**Supplied material:**
** Begin **

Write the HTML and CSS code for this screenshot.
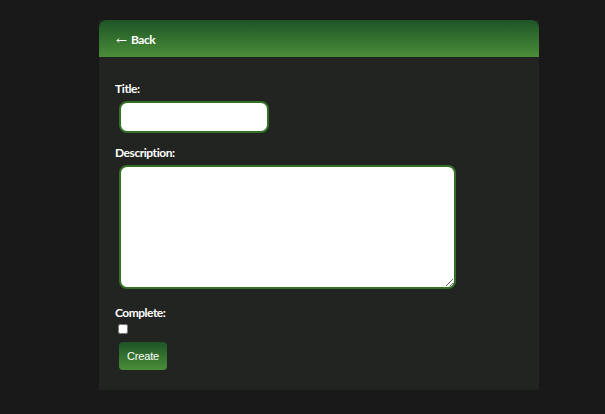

** End **
** Begin **

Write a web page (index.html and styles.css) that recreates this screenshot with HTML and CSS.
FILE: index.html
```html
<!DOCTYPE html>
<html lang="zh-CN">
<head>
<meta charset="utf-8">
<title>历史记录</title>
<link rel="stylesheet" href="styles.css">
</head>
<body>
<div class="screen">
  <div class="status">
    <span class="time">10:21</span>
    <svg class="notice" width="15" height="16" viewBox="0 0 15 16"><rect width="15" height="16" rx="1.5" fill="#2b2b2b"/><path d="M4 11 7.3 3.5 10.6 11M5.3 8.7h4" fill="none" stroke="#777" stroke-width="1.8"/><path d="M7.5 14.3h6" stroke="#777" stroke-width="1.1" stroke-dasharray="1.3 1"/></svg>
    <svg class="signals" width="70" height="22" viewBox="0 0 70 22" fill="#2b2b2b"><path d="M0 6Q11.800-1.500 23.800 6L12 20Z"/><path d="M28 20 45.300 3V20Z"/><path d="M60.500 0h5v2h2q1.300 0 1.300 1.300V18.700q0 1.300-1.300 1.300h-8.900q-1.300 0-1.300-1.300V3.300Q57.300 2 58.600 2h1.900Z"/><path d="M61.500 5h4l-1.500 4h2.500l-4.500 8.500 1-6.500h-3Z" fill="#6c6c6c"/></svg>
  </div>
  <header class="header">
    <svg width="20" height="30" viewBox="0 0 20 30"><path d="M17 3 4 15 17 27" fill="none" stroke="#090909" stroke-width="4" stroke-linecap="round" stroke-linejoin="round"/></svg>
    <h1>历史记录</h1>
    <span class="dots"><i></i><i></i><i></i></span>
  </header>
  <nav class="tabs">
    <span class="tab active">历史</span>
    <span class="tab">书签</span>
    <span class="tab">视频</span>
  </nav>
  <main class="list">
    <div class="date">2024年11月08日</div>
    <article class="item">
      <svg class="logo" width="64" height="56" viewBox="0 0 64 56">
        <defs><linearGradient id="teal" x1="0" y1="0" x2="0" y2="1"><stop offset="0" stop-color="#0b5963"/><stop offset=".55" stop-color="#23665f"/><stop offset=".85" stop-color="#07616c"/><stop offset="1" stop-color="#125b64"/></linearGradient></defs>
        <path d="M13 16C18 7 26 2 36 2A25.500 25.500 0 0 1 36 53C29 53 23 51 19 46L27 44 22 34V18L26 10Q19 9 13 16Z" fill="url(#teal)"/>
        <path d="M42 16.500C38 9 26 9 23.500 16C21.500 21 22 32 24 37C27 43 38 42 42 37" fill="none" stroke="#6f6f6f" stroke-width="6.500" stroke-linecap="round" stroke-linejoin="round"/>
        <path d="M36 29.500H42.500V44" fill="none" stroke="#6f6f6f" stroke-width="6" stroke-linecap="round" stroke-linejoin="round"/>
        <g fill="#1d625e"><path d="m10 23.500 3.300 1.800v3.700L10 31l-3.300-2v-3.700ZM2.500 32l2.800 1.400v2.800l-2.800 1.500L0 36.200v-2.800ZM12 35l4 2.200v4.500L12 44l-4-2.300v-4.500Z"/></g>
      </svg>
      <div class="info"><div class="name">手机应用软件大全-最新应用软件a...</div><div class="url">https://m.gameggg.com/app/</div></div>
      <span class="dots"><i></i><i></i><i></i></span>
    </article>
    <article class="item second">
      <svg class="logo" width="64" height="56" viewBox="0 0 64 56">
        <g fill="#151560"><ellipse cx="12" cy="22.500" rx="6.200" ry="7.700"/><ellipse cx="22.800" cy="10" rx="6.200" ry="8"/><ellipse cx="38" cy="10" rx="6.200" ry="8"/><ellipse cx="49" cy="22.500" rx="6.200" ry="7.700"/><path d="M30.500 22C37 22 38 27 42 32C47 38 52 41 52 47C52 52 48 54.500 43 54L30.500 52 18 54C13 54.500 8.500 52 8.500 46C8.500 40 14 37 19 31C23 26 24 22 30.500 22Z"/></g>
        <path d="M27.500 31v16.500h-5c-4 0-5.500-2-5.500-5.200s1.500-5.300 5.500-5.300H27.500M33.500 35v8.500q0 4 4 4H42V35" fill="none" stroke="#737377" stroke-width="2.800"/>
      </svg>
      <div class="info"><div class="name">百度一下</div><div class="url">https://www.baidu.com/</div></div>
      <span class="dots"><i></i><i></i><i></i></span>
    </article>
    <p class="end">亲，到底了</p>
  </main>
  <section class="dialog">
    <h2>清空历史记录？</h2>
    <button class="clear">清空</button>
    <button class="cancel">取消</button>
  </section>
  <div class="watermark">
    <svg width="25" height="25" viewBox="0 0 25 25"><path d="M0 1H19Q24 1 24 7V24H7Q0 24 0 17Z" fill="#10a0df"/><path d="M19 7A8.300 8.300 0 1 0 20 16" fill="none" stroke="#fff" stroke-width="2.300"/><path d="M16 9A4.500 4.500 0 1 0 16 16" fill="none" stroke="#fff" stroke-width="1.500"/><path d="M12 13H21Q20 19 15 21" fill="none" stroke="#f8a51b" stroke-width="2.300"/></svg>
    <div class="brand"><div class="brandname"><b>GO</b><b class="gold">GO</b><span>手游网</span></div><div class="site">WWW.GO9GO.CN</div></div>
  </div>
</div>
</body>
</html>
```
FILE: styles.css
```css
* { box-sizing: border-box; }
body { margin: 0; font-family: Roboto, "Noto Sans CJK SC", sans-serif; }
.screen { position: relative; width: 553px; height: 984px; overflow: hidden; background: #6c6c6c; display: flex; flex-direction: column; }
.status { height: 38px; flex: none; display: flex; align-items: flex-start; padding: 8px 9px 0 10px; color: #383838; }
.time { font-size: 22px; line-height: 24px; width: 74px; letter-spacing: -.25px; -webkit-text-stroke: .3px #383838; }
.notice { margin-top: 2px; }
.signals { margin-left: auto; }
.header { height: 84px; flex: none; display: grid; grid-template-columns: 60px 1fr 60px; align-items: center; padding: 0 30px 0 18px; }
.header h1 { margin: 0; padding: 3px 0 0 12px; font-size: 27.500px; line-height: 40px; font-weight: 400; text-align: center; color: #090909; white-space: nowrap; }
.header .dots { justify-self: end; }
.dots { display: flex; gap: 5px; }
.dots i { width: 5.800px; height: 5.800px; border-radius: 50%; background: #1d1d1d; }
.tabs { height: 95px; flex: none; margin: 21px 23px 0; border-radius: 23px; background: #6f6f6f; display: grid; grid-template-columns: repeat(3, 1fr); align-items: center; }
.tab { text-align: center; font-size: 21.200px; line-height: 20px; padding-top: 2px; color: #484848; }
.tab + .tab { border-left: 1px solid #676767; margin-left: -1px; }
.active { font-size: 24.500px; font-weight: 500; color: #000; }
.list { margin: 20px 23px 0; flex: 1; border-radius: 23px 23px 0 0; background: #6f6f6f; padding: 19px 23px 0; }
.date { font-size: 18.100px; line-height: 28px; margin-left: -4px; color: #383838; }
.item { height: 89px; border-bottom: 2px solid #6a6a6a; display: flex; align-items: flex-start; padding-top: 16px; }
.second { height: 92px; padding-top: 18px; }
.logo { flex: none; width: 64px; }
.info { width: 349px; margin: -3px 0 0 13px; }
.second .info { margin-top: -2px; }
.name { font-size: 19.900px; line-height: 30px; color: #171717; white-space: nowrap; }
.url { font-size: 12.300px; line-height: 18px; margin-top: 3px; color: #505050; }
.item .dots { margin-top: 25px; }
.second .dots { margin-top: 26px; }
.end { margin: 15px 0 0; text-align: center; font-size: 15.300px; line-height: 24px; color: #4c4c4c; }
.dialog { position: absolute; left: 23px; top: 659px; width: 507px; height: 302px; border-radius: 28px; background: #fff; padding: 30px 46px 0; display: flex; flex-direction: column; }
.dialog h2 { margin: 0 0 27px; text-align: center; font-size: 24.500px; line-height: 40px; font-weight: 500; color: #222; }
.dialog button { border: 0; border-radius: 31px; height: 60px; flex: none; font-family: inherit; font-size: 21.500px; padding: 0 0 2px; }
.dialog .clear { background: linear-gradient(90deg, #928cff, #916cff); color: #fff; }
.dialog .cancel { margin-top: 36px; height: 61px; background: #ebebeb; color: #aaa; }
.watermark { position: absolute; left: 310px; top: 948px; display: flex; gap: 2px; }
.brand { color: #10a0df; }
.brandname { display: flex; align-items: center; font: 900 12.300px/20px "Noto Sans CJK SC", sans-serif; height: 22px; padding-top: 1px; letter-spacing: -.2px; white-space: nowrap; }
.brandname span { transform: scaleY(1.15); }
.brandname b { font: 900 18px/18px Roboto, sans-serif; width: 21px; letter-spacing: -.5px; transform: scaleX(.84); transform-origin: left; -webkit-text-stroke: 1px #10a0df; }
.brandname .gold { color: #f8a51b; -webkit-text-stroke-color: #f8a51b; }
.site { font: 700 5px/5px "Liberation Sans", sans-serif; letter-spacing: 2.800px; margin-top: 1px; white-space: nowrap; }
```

** End **

**Objective:** Write only the number of lines in the data above that include "index".

**Answer to the task:** 2